Se a travestilidade aponta diretamente a precariedade da compreensão da maioria das pessoas sobre as identidades de gênero, em muitos casos isso é respondido com violência e desconforto pelas pessoas que estão em contato direto com as travestis. Assim, chamar o nome masculino no atendimento em saúde, diante de uma sala lotada de outros pacientes, é marcar o “desvio” e a “inadequação” que o/a profissional de saúde está atribuindo àquela pessoa – situação claramente percebida pelas travestis. Desta forma, no grupo focal com travestis realizado neste estudo, a necessidade de ter informações sobre o nome social e de reivindicar mais e melhores condições de emprego foi tema surgido na discussão sobre saúde e direitos. A recusa de médicos e demais profissionais em chamá-las pelo nome social é um fator que contribui para o constrangimento gerado nos serviços, dentro ou fora da comunidade, e para o consequente afastamento.

O desconhecimento sobre direitos aparece nos relatos em que necessidades de serviços de saúde específicos para travestis e transgêneros não são reconhecidas como reivindicações legítimas para políticas públicas. Embora tenham sido relatados fatos graves relacionados ao não acesso a hormônios ou a cirurgias de adequação corporal, as travestis pareceram se conformar ou atribuir à falta de dinheiro os obstáculos que as levam a buscar cirurgiões não capacitados:

Eu coloquei no açougueiro mesmo. Me senti um porco. Me deitou na maca gelada, deu anestesia local, colocou pano na cara. Eu sentia dor, mandava eu calar a boca, porque eu era homem, tinha que aguentar. (Participante do grupo focal com travestis).

Outros relatos de violência e maus-tratos em mesas cirúrgicas de muitos serviços clandestinos revelam a necessidade que as políticas públicas de saúde priorizem a questão hormonal e de adequação corporal. Os riscos de infecção para o HIV são evidentes em tratamentos deste tipo, além de ser uma violação no direito a um tratamento digno e de qualidade.

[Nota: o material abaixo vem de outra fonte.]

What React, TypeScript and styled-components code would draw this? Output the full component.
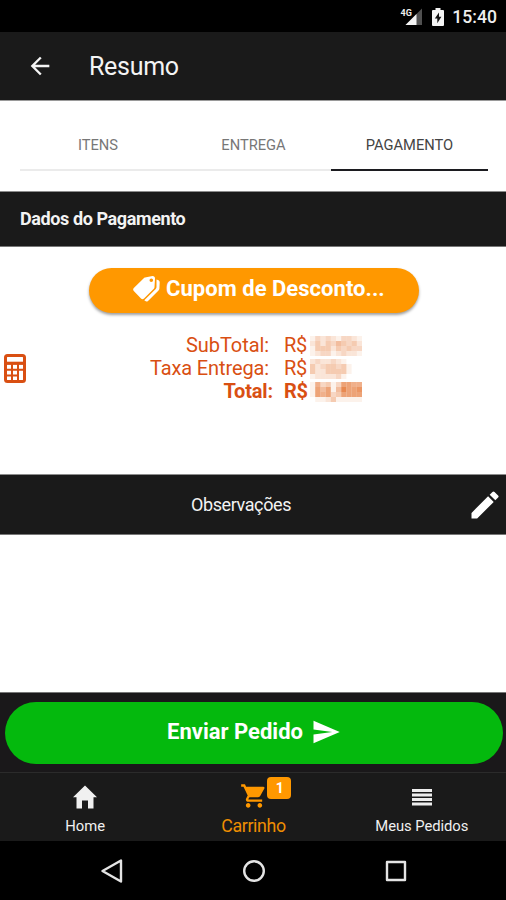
import React from 'react';
import styled, { createGlobalStyle } from 'styled-components';
import { MdArrowBack, MdModeEdit, MdSend, MdShoppingCart } from 'react-icons/md';

const GlobalStyle = createGlobalStyle`
  *, *::before, *::after { box-sizing: border-box; }
  body { margin: 0; background: #fff; font-family: Roboto, sans-serif; }
  svg { display: block; flex: none; }
`;

const Screen = styled.div`
  width: 506px;
  height: 900px;
  display: flex;
  flex-direction: column;
  overflow: hidden;
  background: #fff;
`;

const StatusBar = styled.div`
  height: 32px;
  flex: none;
  display: flex;
  align-items: center;
  justify-content: flex-end;
  padding: 1px 9px 0 0;
  background: #000;
`;

const Battery = styled.svg`
  margin-left: 10px;
`;

const Clock = styled.span`
  margin-left: 8px;
  color: #eee;
  font-size: 17.6px;
  font-weight: 500;
  line-height: 20px;
`;

const Header = styled.header`
  height: 69px;
  flex: none;
  display: flex;
  align-items: center;
  padding: 0 0 1px 26px;
  background: #1a1a1a;
  border-bottom: 1px solid #9a9a9a;
  color: #f4f4f4;
`;

const Title = styled.h1`
  margin: 2px 0 0 35px;
  font-size: 25px;
  font-weight: 400;
  line-height: 30px;
  letter-spacing: -0.3px;
`;

const Tabs = styled.nav`
  height: 90px;
  flex: none;
  display: grid;
  grid-template-columns: 156px 155px 157px;
  padding: 18px 18px 0 20px;
`;

const Tab = styled.div<{ $active?: boolean }>`
  height: 52px;
  display: flex;
  align-items: center;
  justify-content: center;
  padding-top: 2px;
  border-bottom: ${p => (p.$active ? '2px solid #1c1c20' : '2px solid #ebebeb')};
  color: ${p => (p.$active ? '#444' : '#777')};
  font-size: 14.7px;
  line-height: 20px;
`;

const SectionBar = styled.div<{ $height: number; $center?: boolean }>`
  height: ${p => p.$height}px;
  flex: none;
  display: grid;
  grid-template-columns: ${p => (p.$center ? '1fr 36px' : '1fr')};
  align-items: center;
  justify-items: ${p => (p.$center ? 'center' : 'start')};
  padding: 0 3px 0 ${p => (p.$center ? 15 : 20)}px;
  background: #1a1a1a;
  border-top: 1px solid #8c8c8c;
  border-bottom: 1px solid #777;
  color: #f3f3f3;
`;

const SectionTitle = styled.h2<{ $bold?: boolean }>`
  margin: 0;
  font-size: 18px;
  font-weight: ${p => (p.$bold ? 700 : 400)};
  line-height: 22px;
  letter-spacing: -0.4px;
`;

const Payment = styled.section`
  height: 227px;
  flex: none;
  padding-top: 21px;
`;

const CouponButton = styled.button`
  width: 330px;
  height: 45px;
  margin: 0 0 0 89px;
  padding: 0 32px 3px 44px;
  display: flex;
  align-items: center;
  border: 0;
  border-radius: 23px;
  background: #ff9800;
  box-shadow: 0 2px 3px rgba(0, 0, 0, 0.38);
  color: #fff;
  font: 700 22px/26px Roboto, sans-serif;
  letter-spacing: 0.03px;
  white-space: nowrap;
  gap: 5px;
`;

const Summary = styled.div`
  display: grid;
  grid-template-columns: 26px 1fr;
  align-items: center;
  padding: 0 0 0 4px;
  margin-top: 21px;
  color: #d94f12;
`;

const Totals = styled.div`
  display: grid;
  grid-auto-rows: 23px;
`;

const TotalRow = styled.div<{ $strong?: boolean }>`
  display: grid;
  grid-template-columns: ${p => (p.$strong ? '243px 37px' : '239px 41px')} 60px;
  align-items: center;
  font-size: 20px;
  font-weight: ${p => (p.$strong ? 700 : 400)};
  line-height: 23px;
`;

const Label = styled.span<{ $spacing: number }>`
  text-align: right;
  letter-spacing: ${p => p.$spacing}px;
`;

const Currency = styled.span`
  justify-self: end;
  width: 26px;
  letter-spacing: -0.4px;
`;

const Notes = styled.section`
  height: 157px;
  flex: none;
`;

const Footer = styled.div`
  height: 81px;
  flex: none;
  padding: 9px 3px 0 5px;
  background: #1a181a;
  border-top: 1px solid #777;
  border-bottom: 1px solid #2b2b2b;
`;

const SendButton = styled.button`
  width: 498px;
  height: 62px;
  padding: 0 0 2px;
  display: flex;
  align-items: center;
  justify-content: center;
  gap: 8px;
  border: 0;
  border-radius: 31px;
  background: #04b90d;
  color: #fff;
  font: 700 22px/26px Roboto, sans-serif;
`;

const BottomTabs = styled.nav`
  height: 68px;
  flex: none;
  display: grid;
  grid-template-columns: repeat(3, 1fr);
  padding-left: 1px;
  background: #1a1a1a;
`;

const BottomTab = styled.div<{ $active?: boolean }>`
  display: flex;
  flex-direction: column;
  align-items: center;
  padding-top: 8px;
  gap: ${p => (p.$active ? 2 : 4)}px;
  color: ${p => (p.$active ? '#ee8e02' : '#f0f0f0')};
  font-size: ${p => (p.$active ? 17.8 : 14.8)}px;
  letter-spacing: ${p => (p.$active ? -0.35 : -0.05)}px;
  line-height: ${p => (p.$active ? 22 : 18)}px;
`;

const IconSlot = styled.div`
  position: relative;
  height: 32px;
  display: flex;
  align-items: center;
`;

const CartSlot = styled(IconSlot)`
  padding: 0 0 3px 2px;
  color: #ff9800;
`;

const Badge = styled.span`
  position: absolute;
  left: 29px;
  top: -4px;
  width: 24px;
  height: 22px;
  border-radius: 4px;
  background: #ff9800;
  color: #fff;
  font-size: 14px;
  font-weight: 700;
  line-height: 22px;
  text-align: center;
`;

const SystemNav = styled.div`
  height: 59px;
  flex: none;
  display: grid;
  grid-template-columns: 142px 142px 142px;
  justify-content: center;
  justify-items: center;
  align-items: center;
  padding-left: 2px;
  background: #000;
`;

const SignalIcon = () => (
  <svg width="22" height="20" viewBox="0 0 22 20">
    <path d="M22 1.500v16.500H5.500z" fill="#505050" />
    <path d="M16.500 7V18H5.500z" fill="#f4f4f4" />
    <text x="0.500" y="8.500" fill="#eee" fontFamily="Roboto, sans-serif" fontSize="9" fontWeight="700">4G</text>
  </svg>
);

const BatteryIcon = () => (
  <Battery width="12" height="20" viewBox="0 0 12 20">
    <path d="M3.500 1h5v2H11q1 0 1 1v14q0 1-1 1H1q-1 0-1-1V4q0-1 1-1h2.500z" fill="#f4f4f4" />
    <path d="M7 5.500 2.800 11.500h2.500v4.700L9.400 9.800H7z" fill="#111" />
  </Battery>
);

const TagsIcon = () => (
  <svg width="28" height="28" viewBox="0 0 28 28" fill="currentColor">
    <path
      fillRule="evenodd"
      d="M12 2.500 19.500 1Q22 1 22 3.500L21.500 12Q21.500 13 20.800 13.700L11 23.500Q9.500 25 8 23.500L.8 16Q-.5 14.500.8 13L10.500 3.400Q11.200 2.700 12 2.500ZM18.300 3.500a1.800 1.800 0 1 0 0 3.600 1.800 1.800 0 0 0 0-3.600Z"
    />
    <path d="M23.500 4.500Q26.800 5 26.700 7.500L26.400 13.500Q26.400 14.600 25.500 15.500L15 26Q13.500 27.200 12 25.800L11.300 25.200 22.700 14Q23.500 13.200 23.500 12Z" />
  </svg>
);

const CalculatorIcon = () => (
  <svg width="22" height="29" viewBox="0 0 22 29" fill="none" stroke="currentColor">
    <rect x="1.500" y="1.500" width="19" height="26" rx="2" strokeWidth="3" />
    <path d="M2 9.300h18" strokeWidth="3.200" />
    <path d="M2 15.700h18M2 21.500h12.500" strokeWidth="2" />
    <path d="M8 10v17M14 10v17" strokeWidth="2" />
  </svg>
);

const HomeIcon = () => (
  <svg width="24" height="24" viewBox="0 0 24 24" fill="currentColor">
    <path d="M12 0.500 24 12.300h-3.500V23.500H15v-8H9v8H3.500V12.300H0z" />
  </svg>
);

// Opacity of each mosaic cell, in tenths, row by row.
const masks = [
  ['1323213321', '2424354342', '1444243433', '1233123221'],
  ['23223210', '42344341', '42244441', '12222310'],
  ['1634137766', '1757159778', '1767347777', '0112411111'],
];

const MaskedAmount = ({ cells }: { cells: string[] }) => (
  <svg width="52" height="20" viewBox="0 0 52 20">
    {cells.flatMap((row, y) =>
      row.split('').map((v, x) => (
        <rect key={`${x}-${y}`} x={x * 5.2} y={y * 5} width="5.2" height="5" fill="#e67c3d" opacity={Number(v) / 10} />
      )),
    )}
  </svg>
);

const rows = [
  { label: 'SubTotal:', spacing: -0.08 },
  { label: 'Taxa Entrega:', spacing: -0.12 },
  { label: 'Total:', spacing: -0.15, strong: true },
];

export default function App() {
  return (
    <>
      <GlobalStyle />
      <Screen>
        <StatusBar>
          <SignalIcon />
          <BatteryIcon />
          <Clock>15:40</Clock>
        </StatusBar>
        <Header>
          <MdArrowBack size={28} />
          <Title>Resumo</Title>
        </Header>
        <Tabs>
          <Tab>ITENS</Tab>
          <Tab>ENTREGA</Tab>
          <Tab $active>PAGAMENTO</Tab>
        </Tabs>
        <SectionBar $height={56}>
          <SectionTitle $bold>Dados do Pagamento</SectionTitle>
        </SectionBar>
        <Payment>
          <CouponButton>
            <TagsIcon />
            Cupom de Desconto...
          </CouponButton>
          <Summary>
            <CalculatorIcon />
            <Totals>
              {rows.map((row, i) => (
                <TotalRow key={row.label} $strong={row.strong}>
                  <Label $spacing={row.spacing}>{row.label}</Label>
                  <Currency>R$</Currency>
                  <MaskedAmount cells={masks[i]} />
                </TotalRow>
              ))}
            </Totals>
          </Summary>
        </Payment>
        <SectionBar $height={61} $center>
          <SectionTitle>Observações</SectionTitle>
          <MdModeEdit size={36} color="#fff" />
        </SectionBar>
        <Notes />
        <Footer>
          <SendButton>
            Enviar Pedido
            <MdSend size={30} />
          </SendButton>
        </Footer>
        <BottomTabs>
          <BottomTab>
            <IconSlot><HomeIcon /></IconSlot>
            Home
          </BottomTab>
          <BottomTab $active>
            <CartSlot>
              <MdShoppingCart size={28} />
              <Badge>1</Badge>
            </CartSlot>
            Carrinho
          </BottomTab>
          <BottomTab>
            <IconSlot>
              <svg width="20" height="17" viewBox="0 0 20 17">
                <path d="M0 1.500h20M0 6h20M0 10.500h20M0 15h20" stroke="#eee" strokeWidth="3" />
              </svg>
            </IconSlot>
            Meus Pedidos
          </BottomTab>
        </BottomTabs>
        <SystemNav>
          <svg width="24" height="24" viewBox="0 0 24 24" fill="none" stroke="#e4e4e4" strokeWidth="2.400" strokeLinejoin="round">
            <path d="M21 1.500v21L2.500 12z" />
          </svg>
          <svg width="24" height="24" viewBox="0 0 24 24" fill="none" stroke="#e4e4e4" strokeWidth="2.400">
            <circle cx="12" cy="12" r="9.800" />
          </svg>
          <svg width="24" height="24" viewBox="0 0 24 24" fill="none" stroke="#e4e4e4" strokeWidth="2.400" strokeLinejoin="round">
            <rect x="3" y="3" width="18" height="18" />
          </svg>
        </SystemNav>
      </Screen>
    </>
  );
}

Ainda a discriminação e a violência sofridas pela população LGBT, além de serem questões de saúde, revelam-se fatores de vulnerabilidade para uma série de doenças. A discriminação por si traz prejuízos graves à saúde que devem ser considerados pelos serviços do setor: pressão alta e ansiedade pelo medo de doenças e violência, alcoolismo, efeitos colaterais de hormônios, complicações cirúrgicas e, até mesmo, complicações relacionadas à tentativa de suicídio.

Apesar das dificuldades e das discriminações que sofrem, os dois grupos reivindicam apenas o oferecimento de condições iguais para todos/as os/as usuários dos serviços de saúde e não um serviço voltado apenas para a população LGBT. Como disse uma participante do estudo, “todo mundo tem comportamento de risco” e ainda outra: “Somos como todos. Eles [os profissionais de saúde] precisam ser mais informados sobre os travestis, como querem ser tratados. Queremos ser tratados como iguais”.

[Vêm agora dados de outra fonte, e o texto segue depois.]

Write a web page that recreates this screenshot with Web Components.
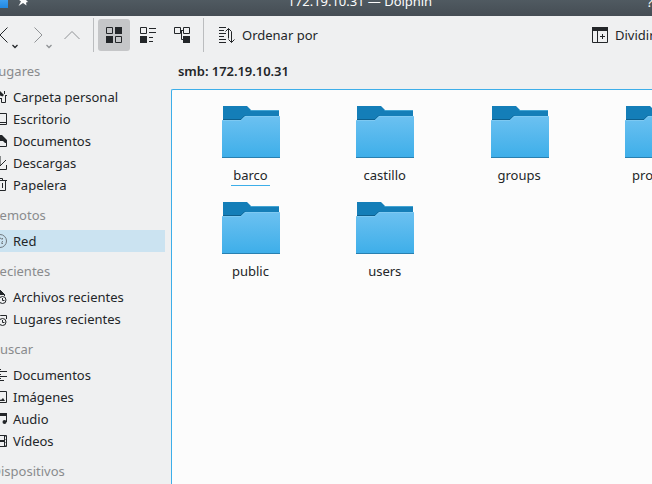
<!DOCTYPE html>
<html lang="es"><head><meta charset="utf-8"><title>Dolphin</title>
<style>
html,body{margin:0;height:100%;overflow:hidden}
body{font:13px/18px "Noto Sans",sans-serif;color:#232629;background:#eff0f1}
</style></head><body>
<dolphin-window></dolphin-window>
<script>
const define=(name,html,setup)=>customElements.define(name,class extends HTMLElement{
  connectedCallback(){
    if(this.shadowRoot)return;
    const t=document.createElement('template');
    t.innerHTML=html;
    const content=t.content.cloneNode(true);
    if(setup)setup(this,content);
    this.attachShadow({mode:'open'}).append(content);
  }
});
const icons={
  back:'<path d="M11.500 0.500 4 8l7.500 7.500"/>',
  forward:'<path d="M4.500 .5 12 8l-7.500 7.500"/>',
  up:'<path d="M.5 12 8 4.500l7.500 7.500"/>',
  grid:'<path d="M.5 .5h6v6h-6zM9.500 9.500h6v6h-6z"/><path class="f" d="M9 0h7v7H9zM0 9h7v7H0z"/>',
  compact:'<path d="M.5 .5h6v6h-6zM9 1.500h7M9 5.500h7M9 10.500h4M9 14.500h4"/><path class="f" d="M0 9h7v7H0z"/>',
  tree:'<path d="M.5 .5h6v6h-6zM9.500 .5h6v6h-6zM7 3.500h2M7.500 4v8.500H9"/><path class="f" d="M9 9h7v7H9z"/>',
  sort:'<path d="M0 .5h7M0 3.500h5M0 6.500h7M0 9.500h5M0 12.500h7M0 15.500h7M9.500 1.500v10M12.500 4.500v11M6.500 4.500l3-3 3 3M9.500 12.500l3 3 3-3"/>',
  split:'<path d="M.5 .5h15v15H.5zM5.500 4v12M8 9.500h5M10.500 7v5"/><path class="f" d="M0 0h16v4H0z"/>',
  home:'<path d="M2.500 9v4.500h3v-4M9.500 9v4.500h4V7M12.500 5V2M13 6.500h2M9 9.500H6"/><path class="f" d="M7 2h1l4 4-1.500 1.500L8 6.500 3 10 1 8z"/>',
  desktop:'<path d="M1.500 2.500h13v11h-13zM1 11.500h13"/>',
  document:'<path d="M2.500 2.500h6l6 6v5h-12z"/><path class="f" d="M8 2h2l5 5v3h-2l-2-2H8z"/>',
  download:'<path d="M1.500 10v4.500h13V10M8 1v10M4.500 7.500 8 11l6-6"/>',
  trash:'<path d="M2.500 3v10.500h11V3M1 3.500h14M5.500 3V1.500h5V3M6.500 6v5M10.500 6v5"/>',
  network:'<circle cx="8" cy="8" r="6.500"/><circle cx="7.500" cy="8" r="3" stroke-dasharray="3 1.700"/><path d="M10 5.500h1M10 10.500h1"/>',
  recent:'<path d="M6 14.500H2.500v-13h6l4 4V7M8.500 1.500v4h4"/><path class="f" d="M8 1l5 5H8z"/><circle cx="10.500" cy="11" r="3.500"/><path d="M10.500 9v2.500h2"/>',
  places:'<path d="M6 13.500H1.500v-11h5l2 2h6V8"/><circle cx="10.500" cy="11" r="3.500"/><path d="M10.500 9v2.500h2"/>',
  text:'<path d="M1 2.500h8M1 4.500h14M1 7.500h8M1 9.500h14M1 11.500h8M1 13.500h11"/>',
  image:'<path d="M1.500 2.500h13v11h-13z"/><path class="f" d="m5 12 2-2 2 1 2-2 2 3z"/>',
  audio:'<path d="M5.500 12V2.500h9V11M5 4.500h9"/><path class="f" d="M5 2h10v2H5z"/><circle class="f" cx="12.500" cy="11" r="2"/><circle class="f" cx="4" cy="12" r="2"/>',
  video:'<path d="M1.500 2.500h13v11h-13zM3.500 2v12M12.500 2v12"/><path class="f" d="M4 7h8v2H4z"/><path d="M14 3v11" stroke-dasharray="1 2"/>'
};
define('line-icon',`<style>:host{display:block;width:16px;height:16px;flex:none}svg{display:block;overflow:visible;fill:none;stroke:currentColor}.f{fill:currentColor;stroke:none}</style><svg width="16" height="16" viewBox="0 0 16 16"></svg>`,
 (e,r)=>r.querySelector('svg').innerHTML=icons[e.getAttribute('name')]);
define('title-bar',`<style>
:host{display:block;position:relative;height:16px;overflow:hidden;background:linear-gradient(#505a61,#454d54);color:#fcfcfc}
.app{width:8px;height:8px;background:linear-gradient(#3d9ff0,#2188e2)}
.pin{position:absolute;left:17px;top:-5px}
.title{position:absolute;left:287.500px;top:-8px;white-space:nowrap;letter-spacing:-.03px}
.help{position:absolute;left:647px;top:-7px}
</style><div class="app"></div>
<svg class="pin" width="12" height="12"><path d="M5 1l6 6-2 .5.500 3L6 8l-4.500 3L4 6.500 1.500 4.500l3-.5z" fill="#fcfcfc"/></svg>
<span class="title"><slot></slot></span><span class="help">?</span>`);
define('tool-button',`<style>
:host{display:flex;align-items:center;justify-content:center;width:32px;height:32px;border-radius:3px;position:relative;flex:none;white-space:nowrap}
:host([checked]){background:#c5c6c8}
:host([dim]){color:#909396}
:host([wide]){width:98px;justify-content:flex-start;gap:7px}
.menu{position:absolute;left:24px;top:25px;display:none}
:host([menu]) .menu{display:block}
</style><line-icon></line-icon><slot></slot><svg class="menu" width="6" height="5" fill="none" stroke="currentColor" stroke-width="1.300"><path d="M.5 1 3 3.500 5.500 1"/></svg>`,
 (e,r)=>r.querySelector('line-icon').setAttribute('name',e.getAttribute('icon')));
define('tool-bar',`<style>
:host{display:flex;height:38px;align-items:center;overflow:hidden}
i{width:1px;height:34px;background:#bbbdbf;flex:none}
.nav{display:flex;gap:2px;margin-left:-12px;flex:none}
.views{display:flex;gap:2px;padding:0 5px 0 4px;flex:none}
.sort{margin-left:15px}.split{margin-left:275px}
.sep{margin-left:5px}
</style>
<div class="nav"><tool-button icon="back" menu></tool-button><tool-button icon="forward" dim menu></tool-button><tool-button icon="up" dim></tool-button></div>
<i class="sep"></i>
<div class="views"><tool-button icon="grid" checked></tool-button><tool-button icon="compact"></tool-button><tool-button icon="tree"></tool-button></div>
<i></i><tool-button class="sort" icon="sort" wide>Ordenar por</tool-button><tool-button class="split" icon="split" wide>Dividir</tool-button>`);
define('place-item',`<style>:host{display:flex;align-items:center;height:22px;gap:5px;white-space:nowrap}
:host([selected]){background:#cbe3f1}:host([selected]) line-icon{color:#70777d}</style><line-icon></line-icon><span><slot></slot></span>`,
 (e,r)=>r.querySelector('line-icon').setAttribute('name',e.getAttribute('icon')));
define('place-group',`<style>:host{display:block}h2{font:inherit;color:#898b8d;margin:0 0 0 -.5px;height:18px;padding:10px 0 6px}</style><h2></h2><slot></slot>`,
 (e,r)=>r.querySelector('h2').textContent=e.getAttribute('label'));
define('places-panel',`<style>:host{display:block;overflow:hidden;width:165px}nav{margin:-2px 0 0 -8px}</style><nav>
<place-group label="Lugares"><place-item icon="home">Carpeta personal</place-item><place-item icon="desktop">Escritorio</place-item><place-item icon="document">Documentos</place-item><place-item icon="download">Descargas</place-item><place-item icon="trash">Papelera</place-item></place-group>
<place-group label="Remotos"><place-item icon="network" selected>Red</place-item></place-group>
<place-group label="Recientes"><place-item icon="recent">Archivos recientes</place-item><place-item icon="places">Lugares recientes</place-item></place-group>
<place-group label="Buscar"><place-item icon="text">Documentos</place-item><place-item icon="image">Imágenes</place-item><place-item icon="audio">Audio</place-item><place-item icon="video">Vídeos</place-item></place-group>
<place-group label="Dispositivos"></place-group></nav>`);
define('folder-item',`<style>
:host{display:flex;flex-direction:column;align-items:center;height:96px}
svg{display:block}span{margin:8px 1.500px 0 0;padding:0 2px 1px;border-bottom:1px solid transparent}
:host([hovered]) span{border-color:#3daee9}
</style><svg width="58" height="52">
<defs><linearGradient id="g" x2="0" y2="1"><stop stop-color="#6cc1f1"/><stop offset="1" stop-color="#3daee9"/></linearGradient></defs>
<path d="M1 0h24l4 4h28v14H1z" fill="#147eb8"/><path d="M28.500 4.500H57" stroke="#43a4d3"/><path d="M1 13.500h18l4-4" stroke="#0d5f8d" fill="none"/>
<path d="M0 14h19l4-4h35v42H0z" fill="url(#g)"/><path d="M0 14.500h19l4-4h35" stroke="#83cbf3" stroke-width=".8" fill="none"/><path d="M0 51.500h58" stroke="#2980b0"/></svg><span><slot></slot></span>`);
define('folder-view',`<style>
:host{display:grid;grid-template-columns:repeat(4,134.33px);grid-auto-rows:96px;align-content:start;padding:16px 0 0 12px;border:1px solid #3daee9;border-right:0;border-bottom:0;border-top-left-radius:2px;background:#fcfcfc;overflow:hidden}
</style><slot></slot>`);
define('dolphin-window',`<style>
:host{display:flex;flex-direction:column;height:484px;width:652px;overflow:hidden}
.main{display:flex;gap:6px;flex:1;min-height:0}
.content{display:flex;flex-direction:column;flex:1;min-width:0}
.path{font-weight:600;padding:8px 0 9px 7px;letter-spacing:-.05px}
folder-view{flex:1;min-height:0}
</style><title-bar>172.19.10.31 — Dolphin</title-bar><tool-bar></tool-bar>
<div class="main"><places-panel></places-panel><div class="content"><div class="path">smb: 172.19.10.31</div>
<folder-view><folder-item hovered>barco</folder-item><folder-item>castillo</folder-item><folder-item>groups</folder-item><folder-item>project</folder-item><folder-item>public</folder-item><folder-item>users</folder-item></folder-view></div></div>`);
</script></body></html>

Na pesquisa na Parada LGBT da Maré, quando perguntadas sobre recomendações para melhorar os serviços de saúde para a população LGBT na comunidade, as pessoas combinaram em suas respostas tanto o apontamento de problemas percebidos quanto recomendações para uma ação mais abrangente do setor saúde. Chamaram a atenção tanto as constatações de falta de respeito, gentileza e cuidado no atendimento quanto os pedidos para mais ações de promoção da saúde e mais proximidade entre o setor saúde e a vida cotidiana da comunidade. Para serviços e profissionais, a indicação foi: “Ir mais pra rua, saber abordar. Tem gay que não é assumido”. Também foram apontadas demandas por mais investimentos em saúde e educação, divulgação dos serviços, produção de materiais educativos e ações de orientação e apoio social.

As recomendações, no geral, demonstraram uma compreensão bastante clara por parte dos/as entrevistados/ as que relaciona a saúde não apenas como resultado de práticas curativas, mas de ações mais amplas, ligadas ao que foi denominado como “apoio social”, por meio de ações educativas e de promoção à saúde.